A number is entered on a given bar by placing the index finger on the raised knob corresponding to the desired digit and sliding the knob leftward as far as possible. The user must account for a tens carry manually by a combination of a rightward adjustment of the current bar and the advancement of the bar above by one, much as is done with a traditional abacus. The split-colored sliders aid the user in recognizing and carrying out the tens carry operation.

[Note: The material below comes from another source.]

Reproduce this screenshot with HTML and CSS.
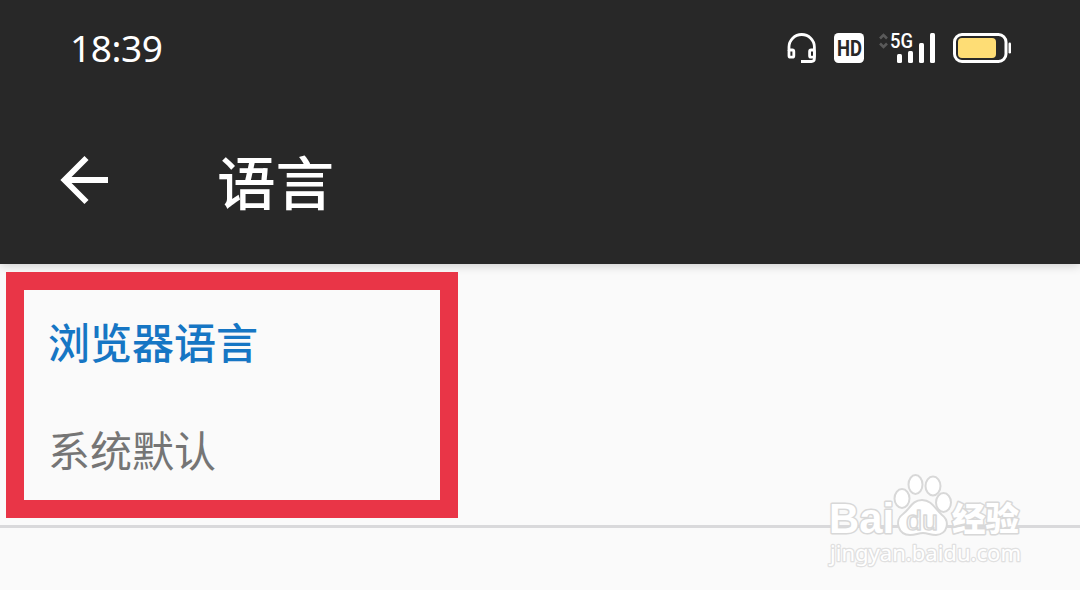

The Locke Adder was a very beautiful, but not a user-friendly calculator. As usual in those days, it was touted as a four-function machine, although multiplication and division require you to do much of the intermediate action in your head, then add or subtract the partial results on the adder. The Locke Adder enjoyed a modest (albeit brief) success, thanks to its low price and an extensive print advertising campaign in the first few years of the 20th century (see the nearby image). It was on the market for less than ten years, probably being supplanted by dial adders such as the Calcumeter of Walsh and Morse.

The machine was manufactured by the inventor himself in his company—C. E. Locke Manufacturing Co., 98 Walnut str., Kensett, Iowa. The prices were: 1901-05: price $5; 1906/; price $5 (oxidized copper finish) and $10 (oxidized silver finish with case); 1908: price $5 & $10. It was exposed with success at the St. Louis World’s Fair of 1904 (alongside another calculating device, made by the company—an adjustable calculating table). If you believe the advertising, these devices were so useful and perfect that they should have made the invention of the computer superfluous:
Why don’t you use the Locke Adder? It’s the modern office appliance that is practically adapted to the needs of a growing business. The Locke Adder takes care of the computation of business details. No office systematically equipped without it. It’s the fastest, simplest, handiest, most practical, durable, low priced calculating machine. Adds, Subtracts, Multiplies, Divides. Easily learned-lasts a lifetime. It’s more rapid than you and always accurate. Quickly pays for itself. Ensures accuracy, releases from mental strain. Adds all columns simultaneously. Capacity 999,999,999. It is a valuable aid to the busy accountant, and as this useful machine, can be had for only $5.00, one should be in every business office.

Biography of Clarence Locke

Clarence Locke and his wife Fannie Webb
Clarence Locke and his wife Fannie (Webb) Locke

Clarence Elmer Locke was born on 15 November 1865 in Milton, Wisconsin, as the firstborn in the family of Charles Locke (1836-1903), a Civil War veteran from New York, and Mary Elmer (Holden) Locke (1841-1908) from Vermont. They married in December 1864 and besides Clarence Elmer, they had one more son, Wilbert F. (1879-1958), and a daughter, Jessie Mabel (1874-1967), and two children who died in infancy. Charles Locke was a farmer in Milton, Wisconsin, until the early 1870s when he moved with his family to Kensett, Iowa, where he became a prosperous lumberyard owner and merchant.

Clarence Elmer graduated from Cornell College in Mt. Vernon, Iowa, in 1892, as Bachelor of Civil Engineering, and in the next year, he married Fannie Webb (1867-1964), from DeWitt, Clinton County, Iowa. The family had five children, but only two of them survived to adulthood: Lowell F. (1894–1978), who became a soil scientist and worked for US Government, and Dorothy H. (born 1904).

In the middle 1890s, Clarence worked for a time as a civil engineer in Minnesota but eventually joined his father’s lumberyard business in Kensett, Iowa, where he worked as a dealer of lumber and coal. In the early 1900s he founded C. E. Locke Manufacturing Co., of Kensett, Iowa, to manufacture his patented adding device. Besides the above-mentioned patents for an adder, Locke was a holder also of another patent for a hand stamp (US pat. No. 686815 from 1901).

Around 1910 Clarence Locke left his adding machine manufacturing and merchant businesses and moved with his family to Dona Ana County, New Mexico, where he bought a farm and took up farming.

Clarence Elmer Locke died on 15 July 1945, in Mesilla, Dona Ana, New Mexico.